To the contrary, had Southerners had to pay as much to educate black kids, pay their black teachers as much as white, and spend as much on facilities, the kids would have done better than they did as a result of integration.

Posted by: oj at February 23, 2008 3:00 PM

I am unable to concur that Brown vs. the Board "fail[ed]. . . to articulate a principled argument against segregation." On the contrary. it stated a most cogent argument against state action which stigmatizes and thus injures one class of citizens by ratifying their fellow citizens' negative stereotypes.

I personally disaproved of Brown on the grounds that lo Stato, that is, Caesar, should not be in business of manipulating values and attitudes. I predicted long ago, only too accurately, that witches and queers would one day come to sieze the new-found state apparatus and weild it to transform society to their liking, which they have done.

Unfortunately, Brown was rightly decided, and for the right reasons. If lo Stato, Caesar, had already trespassed into the "hearts and minds" business, court-ordered desegregation was merely undoing the harm the state had already done.

Doctrinally,the only way out of the trap is to crush the infamous thing which public eduction has become.

Posted by: Lou Gots at February 23, 2008 5:30 PM

There's no evidence for the stigma.

Posted by: oj at February 23, 2008 11:10 PM

Alas, I must contnue to disagree. The Brown court refered to psychlogical cliniical findings, which we may discount, but our life experience confirms those findings.

The achievement gap is well established by the data. Some of this might possibly be genetic, but that would not account for the gap between Amercan African-Americans and African-African Americans, that is, between descendants of slaves on the one hand and voluntary immigrants on the other.
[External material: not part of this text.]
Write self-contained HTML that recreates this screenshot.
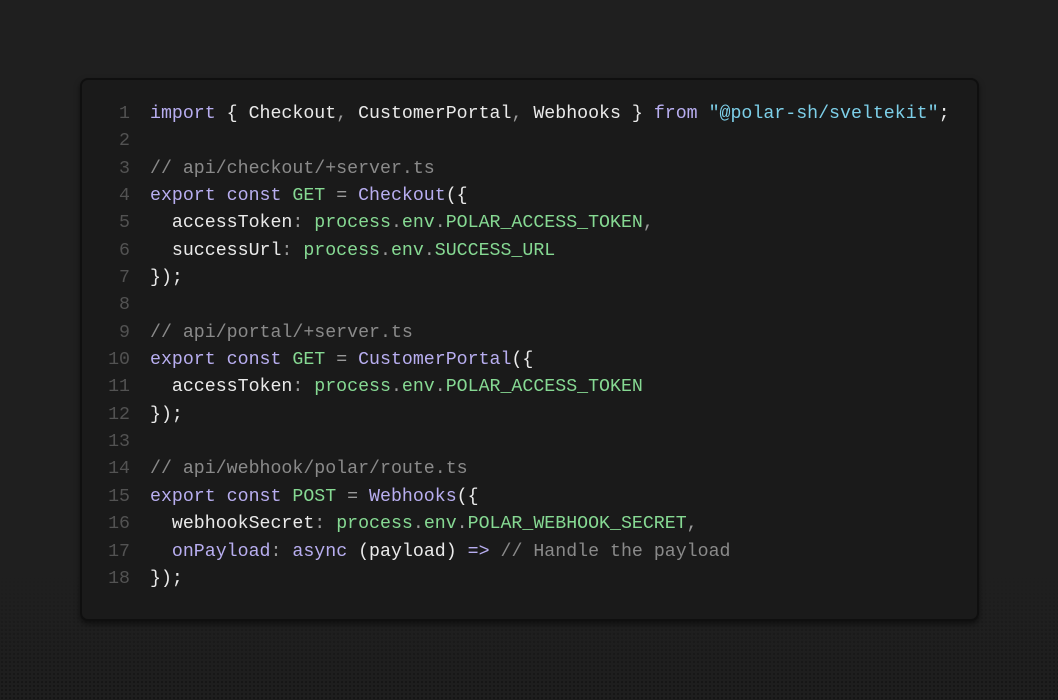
<!DOCTYPE html>
<html><head><meta charset="utf-8"><style>
html,body{margin:0;padding:0;}
body{width:1058px;height:700px;background:#1e1e1e;position:relative;overflow:hidden;
background-image:radial-gradient(rgba(0,0,0,0.45) 1px,transparent 1.3px);background-size:4px 4px;}
.fade{position:absolute;left:0;top:0;width:1058px;height:700px;background:linear-gradient(#1f1f1f 0%,#1f1f1f 82%,rgba(31,31,31,0.3) 100%);}
.box{position:absolute;left:80px;top:78px;width:895px;height:539px;background:#1a1a1a;border:2px solid #0f0f0f;border-radius:8px;box-shadow:0 3px 6px rgba(0,0,0,.5);}
.code{position:absolute;left:96px;top:101px;font-family:"Liberation Mono",monospace;font-size:18.25px;color:#eaeaea;}
.l{height:27.35px;line-height:27.35px;white-space:pre;}
.n{display:inline-block;width:34px;text-align:right;color:#525252;margin-right:20px;}
.k{color:#b8aef0}.g{color:#86d993}.s{color:#7dcfe8}.c{color:#8a8a8a}.p{color:#9a9a9a}
</style></head><body>
<div class="fade"></div>
<div class="box"></div>
<div class="code">
<div class="l"><span class="n">1</span><span class="k">import</span> { Checkout<span class="p">,</span> CustomerPortal<span class="p">,</span> Webhooks } <span class="k">from</span> <span class="s">"@polar-sh/sveltekit"</span>;</div>
<div class="l"><span class="n">2</span></div>
<div class="l"><span class="n">3</span><span class="c">// api/checkout/+server.ts</span></div>
<div class="l"><span class="n">4</span><span class="k">export const</span> <span class="g">GET</span> <span class="p">=</span> <span class="k">Checkout</span>({</div>
<div class="l"><span class="n">5</span>  accessToken<span class="p">:</span> <span class="g">process</span><span class="p">.</span><span class="g">env</span><span class="p">.</span><span class="g">POLAR_ACCESS_TOKEN</span><span class="p">,</span></div>
<div class="l"><span class="n">6</span>  successUrl<span class="p">:</span> <span class="g">process</span><span class="p">.</span><span class="g">env</span><span class="p">.</span><span class="g">SUCCESS_URL</span></div>
<div class="l"><span class="n">7</span>});</div>
<div class="l"><span class="n">8</span></div>
<div class="l"><span class="n">9</span><span class="c">// api/portal/+server.ts</span></div>
<div class="l"><span class="n">10</span><span class="k">export const</span> <span class="g">GET</span> <span class="p">=</span> <span class="k">CustomerPortal</span>({</div>
<div class="l"><span class="n">11</span>  accessToken<span class="p">:</span> <span class="g">process</span><span class="p">.</span><span class="g">env</span><span class="p">.</span><span class="g">POLAR_ACCESS_TOKEN</span></div>
<div class="l"><span class="n">12</span>});</div>
<div class="l"><span class="n">13</span></div>
<div class="l"><span class="n">14</span><span class="c">// api/webhook/polar/route.ts</span></div>
<div class="l"><span class="n">15</span><span class="k">export const</span> <span class="g">POST</span> <span class="p">=</span> <span class="k">Webhooks</span>({</div>
<div class="l"><span class="n">16</span>  webhookSecret<span class="p">:</span> <span class="g">process</span><span class="p">.</span><span class="g">env</span><span class="p">.</span><span class="g">POLAR_WEBHOOK_SECRET</span><span class="p">,</span></div>
<div class="l"><span class="n">17</span>  <span class="k">onPayload</span><span class="p">:</span> <span class="k">async</span> (payload) <span class="k">=&gt;</span> <span class="c">// Handle the payload</span></div>
<div class="l"><span class="n">18</span>});</div>
</div>
</body></html>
Such "evidence" aside, our reason tells us that human beings being treated as though they were a form of pollution, as though their mere presence were a contamination, is stigmatizing. Where the stigmatizing behavior is ratified by state action, there has been a constitutional violation and the remedy is appropriate.

It is a sad commentary that after all these years, Brown is still so misunderstood.

Posted by: Lou Gots at February 24, 2008 9:18 AM

To the contrary, black kids do better in all black schools according to the evidence.